Start of Entries

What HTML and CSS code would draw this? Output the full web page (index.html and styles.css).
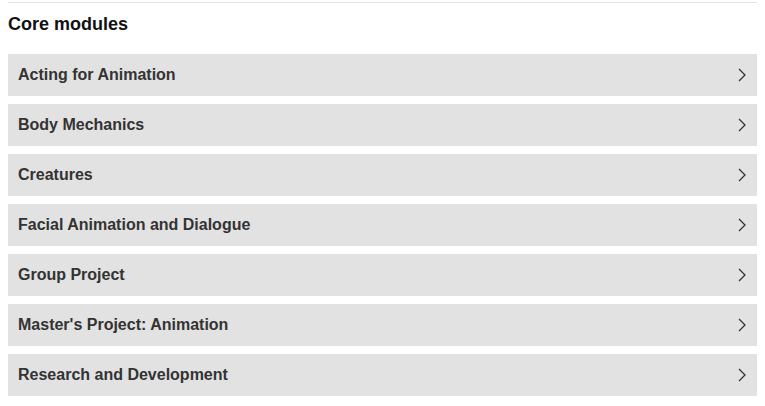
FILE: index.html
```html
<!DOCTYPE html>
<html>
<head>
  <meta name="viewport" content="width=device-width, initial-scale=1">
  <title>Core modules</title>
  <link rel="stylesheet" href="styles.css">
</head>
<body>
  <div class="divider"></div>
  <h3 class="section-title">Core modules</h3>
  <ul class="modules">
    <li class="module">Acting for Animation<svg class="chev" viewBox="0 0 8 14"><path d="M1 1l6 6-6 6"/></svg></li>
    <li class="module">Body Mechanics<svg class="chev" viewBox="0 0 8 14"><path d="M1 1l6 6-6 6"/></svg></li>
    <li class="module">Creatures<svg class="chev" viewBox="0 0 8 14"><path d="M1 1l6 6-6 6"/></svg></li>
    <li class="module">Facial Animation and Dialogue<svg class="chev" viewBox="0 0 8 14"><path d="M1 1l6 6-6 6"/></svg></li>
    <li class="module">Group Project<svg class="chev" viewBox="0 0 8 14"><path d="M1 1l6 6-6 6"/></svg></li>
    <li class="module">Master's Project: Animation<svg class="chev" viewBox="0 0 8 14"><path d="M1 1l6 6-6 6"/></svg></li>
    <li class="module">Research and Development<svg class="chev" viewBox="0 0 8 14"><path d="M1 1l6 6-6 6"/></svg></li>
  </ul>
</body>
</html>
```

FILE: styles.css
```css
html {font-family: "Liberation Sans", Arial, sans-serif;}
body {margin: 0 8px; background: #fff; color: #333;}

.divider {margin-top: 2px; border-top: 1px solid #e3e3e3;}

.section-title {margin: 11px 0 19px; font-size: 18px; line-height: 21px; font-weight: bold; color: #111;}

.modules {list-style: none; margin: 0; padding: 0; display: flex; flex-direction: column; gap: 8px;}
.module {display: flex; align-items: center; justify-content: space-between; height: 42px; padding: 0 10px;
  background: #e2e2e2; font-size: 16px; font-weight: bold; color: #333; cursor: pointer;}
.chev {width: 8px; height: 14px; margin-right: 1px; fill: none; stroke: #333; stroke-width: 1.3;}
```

End of Entries
Start of Entries

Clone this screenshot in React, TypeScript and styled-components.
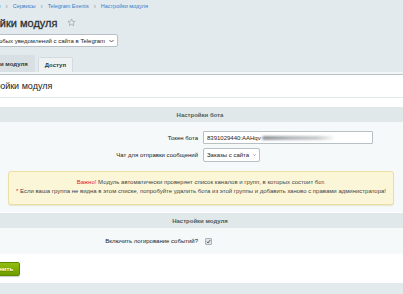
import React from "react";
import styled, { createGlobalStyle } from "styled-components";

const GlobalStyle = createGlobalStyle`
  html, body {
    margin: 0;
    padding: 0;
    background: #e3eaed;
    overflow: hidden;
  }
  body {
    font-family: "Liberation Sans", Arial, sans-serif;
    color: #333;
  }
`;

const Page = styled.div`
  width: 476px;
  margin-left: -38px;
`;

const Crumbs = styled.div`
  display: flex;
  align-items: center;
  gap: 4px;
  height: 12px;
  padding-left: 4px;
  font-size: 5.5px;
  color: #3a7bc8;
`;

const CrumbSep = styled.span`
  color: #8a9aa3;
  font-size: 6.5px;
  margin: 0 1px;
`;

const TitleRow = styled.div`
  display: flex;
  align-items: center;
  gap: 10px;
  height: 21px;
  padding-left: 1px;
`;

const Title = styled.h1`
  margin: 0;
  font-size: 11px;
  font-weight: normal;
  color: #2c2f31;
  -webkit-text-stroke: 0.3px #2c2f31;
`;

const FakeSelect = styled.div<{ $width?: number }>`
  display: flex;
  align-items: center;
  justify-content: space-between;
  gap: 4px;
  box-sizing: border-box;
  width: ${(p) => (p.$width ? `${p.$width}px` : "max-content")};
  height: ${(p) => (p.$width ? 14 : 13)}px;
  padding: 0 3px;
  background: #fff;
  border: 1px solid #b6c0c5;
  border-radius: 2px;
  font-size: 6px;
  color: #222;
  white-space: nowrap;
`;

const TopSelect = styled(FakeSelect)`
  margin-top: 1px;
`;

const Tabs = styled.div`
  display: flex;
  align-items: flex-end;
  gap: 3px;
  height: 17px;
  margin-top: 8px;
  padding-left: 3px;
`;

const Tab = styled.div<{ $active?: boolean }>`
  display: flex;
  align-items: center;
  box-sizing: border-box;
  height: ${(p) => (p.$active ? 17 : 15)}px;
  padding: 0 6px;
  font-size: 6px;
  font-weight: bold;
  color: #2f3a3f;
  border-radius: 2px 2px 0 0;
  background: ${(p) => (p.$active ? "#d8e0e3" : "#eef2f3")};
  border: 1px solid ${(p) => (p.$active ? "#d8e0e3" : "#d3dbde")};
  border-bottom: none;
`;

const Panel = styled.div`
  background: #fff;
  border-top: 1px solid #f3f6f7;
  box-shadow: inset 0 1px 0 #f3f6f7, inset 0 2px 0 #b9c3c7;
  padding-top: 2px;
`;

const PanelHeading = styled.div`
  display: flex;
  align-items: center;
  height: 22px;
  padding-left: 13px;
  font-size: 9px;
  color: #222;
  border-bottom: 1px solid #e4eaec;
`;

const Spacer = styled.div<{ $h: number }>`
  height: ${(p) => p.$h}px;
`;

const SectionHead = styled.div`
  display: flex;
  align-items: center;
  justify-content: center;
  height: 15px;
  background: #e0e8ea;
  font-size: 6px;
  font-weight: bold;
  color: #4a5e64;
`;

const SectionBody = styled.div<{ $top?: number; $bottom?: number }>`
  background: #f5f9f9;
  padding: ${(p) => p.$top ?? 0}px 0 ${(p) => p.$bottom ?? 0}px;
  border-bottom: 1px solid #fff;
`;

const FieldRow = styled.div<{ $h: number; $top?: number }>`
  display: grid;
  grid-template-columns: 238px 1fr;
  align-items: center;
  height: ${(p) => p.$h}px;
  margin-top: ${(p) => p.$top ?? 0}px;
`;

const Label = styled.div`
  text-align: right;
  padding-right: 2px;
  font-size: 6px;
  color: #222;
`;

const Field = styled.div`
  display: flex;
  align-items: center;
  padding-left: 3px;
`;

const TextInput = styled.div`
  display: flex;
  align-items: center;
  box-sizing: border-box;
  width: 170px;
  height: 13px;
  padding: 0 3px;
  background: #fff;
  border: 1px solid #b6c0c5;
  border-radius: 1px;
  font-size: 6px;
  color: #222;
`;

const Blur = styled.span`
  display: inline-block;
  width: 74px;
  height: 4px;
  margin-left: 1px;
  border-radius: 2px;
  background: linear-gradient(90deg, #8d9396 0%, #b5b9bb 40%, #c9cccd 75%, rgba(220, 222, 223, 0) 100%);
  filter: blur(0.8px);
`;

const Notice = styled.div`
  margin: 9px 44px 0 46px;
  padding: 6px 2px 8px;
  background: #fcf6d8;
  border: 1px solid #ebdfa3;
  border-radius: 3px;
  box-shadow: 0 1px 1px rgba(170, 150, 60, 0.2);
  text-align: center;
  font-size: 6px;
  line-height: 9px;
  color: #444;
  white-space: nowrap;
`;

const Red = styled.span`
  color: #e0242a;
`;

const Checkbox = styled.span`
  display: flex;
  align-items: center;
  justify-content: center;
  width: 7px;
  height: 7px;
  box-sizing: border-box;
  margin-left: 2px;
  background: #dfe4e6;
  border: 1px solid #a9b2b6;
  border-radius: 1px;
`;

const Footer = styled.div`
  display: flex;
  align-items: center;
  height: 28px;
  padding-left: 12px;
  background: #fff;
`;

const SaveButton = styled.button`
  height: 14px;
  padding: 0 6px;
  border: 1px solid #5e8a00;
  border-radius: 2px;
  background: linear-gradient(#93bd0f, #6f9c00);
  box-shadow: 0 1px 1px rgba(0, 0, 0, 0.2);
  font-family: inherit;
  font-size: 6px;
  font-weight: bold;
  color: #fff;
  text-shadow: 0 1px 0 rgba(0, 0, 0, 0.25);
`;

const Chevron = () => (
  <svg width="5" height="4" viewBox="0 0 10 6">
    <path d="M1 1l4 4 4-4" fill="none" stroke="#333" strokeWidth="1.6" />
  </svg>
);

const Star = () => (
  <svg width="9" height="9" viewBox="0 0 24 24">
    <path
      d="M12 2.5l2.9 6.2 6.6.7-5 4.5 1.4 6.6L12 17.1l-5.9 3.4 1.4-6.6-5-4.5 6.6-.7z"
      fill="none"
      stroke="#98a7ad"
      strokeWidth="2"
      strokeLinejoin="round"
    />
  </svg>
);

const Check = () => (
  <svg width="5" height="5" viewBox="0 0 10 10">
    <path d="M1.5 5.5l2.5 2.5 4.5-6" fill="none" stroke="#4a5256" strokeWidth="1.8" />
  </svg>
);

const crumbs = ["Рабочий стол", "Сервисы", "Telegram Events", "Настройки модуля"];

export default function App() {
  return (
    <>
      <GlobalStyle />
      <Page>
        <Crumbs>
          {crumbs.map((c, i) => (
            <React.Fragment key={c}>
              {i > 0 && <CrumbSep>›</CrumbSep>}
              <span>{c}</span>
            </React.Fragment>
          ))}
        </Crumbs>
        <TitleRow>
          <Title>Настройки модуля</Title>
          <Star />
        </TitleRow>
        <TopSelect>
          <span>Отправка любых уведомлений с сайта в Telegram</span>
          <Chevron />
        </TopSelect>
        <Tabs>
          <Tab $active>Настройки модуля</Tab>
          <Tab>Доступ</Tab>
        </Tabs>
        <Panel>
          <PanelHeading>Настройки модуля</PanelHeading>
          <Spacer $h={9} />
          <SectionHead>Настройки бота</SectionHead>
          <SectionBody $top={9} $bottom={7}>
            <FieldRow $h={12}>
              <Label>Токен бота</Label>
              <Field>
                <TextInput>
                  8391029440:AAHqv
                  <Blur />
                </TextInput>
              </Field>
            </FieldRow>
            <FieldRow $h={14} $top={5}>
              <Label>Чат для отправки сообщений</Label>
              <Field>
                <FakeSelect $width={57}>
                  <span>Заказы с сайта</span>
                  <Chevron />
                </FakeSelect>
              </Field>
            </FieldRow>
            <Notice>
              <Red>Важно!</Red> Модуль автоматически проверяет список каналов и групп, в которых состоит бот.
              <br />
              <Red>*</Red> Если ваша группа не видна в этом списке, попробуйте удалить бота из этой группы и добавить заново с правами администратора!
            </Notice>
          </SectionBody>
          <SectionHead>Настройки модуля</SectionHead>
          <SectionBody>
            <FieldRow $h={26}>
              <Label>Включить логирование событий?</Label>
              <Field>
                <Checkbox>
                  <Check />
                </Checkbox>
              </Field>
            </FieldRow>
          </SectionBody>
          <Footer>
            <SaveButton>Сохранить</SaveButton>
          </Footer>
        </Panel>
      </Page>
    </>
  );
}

End of Entries

§ Problem statement
From the data above, gather every line that includes the word "this".

§ Task solution
What HTML and CSS code would draw this? Output the full web page (index.html and styles.css).
Clone this screenshot in React, TypeScript and styled-components.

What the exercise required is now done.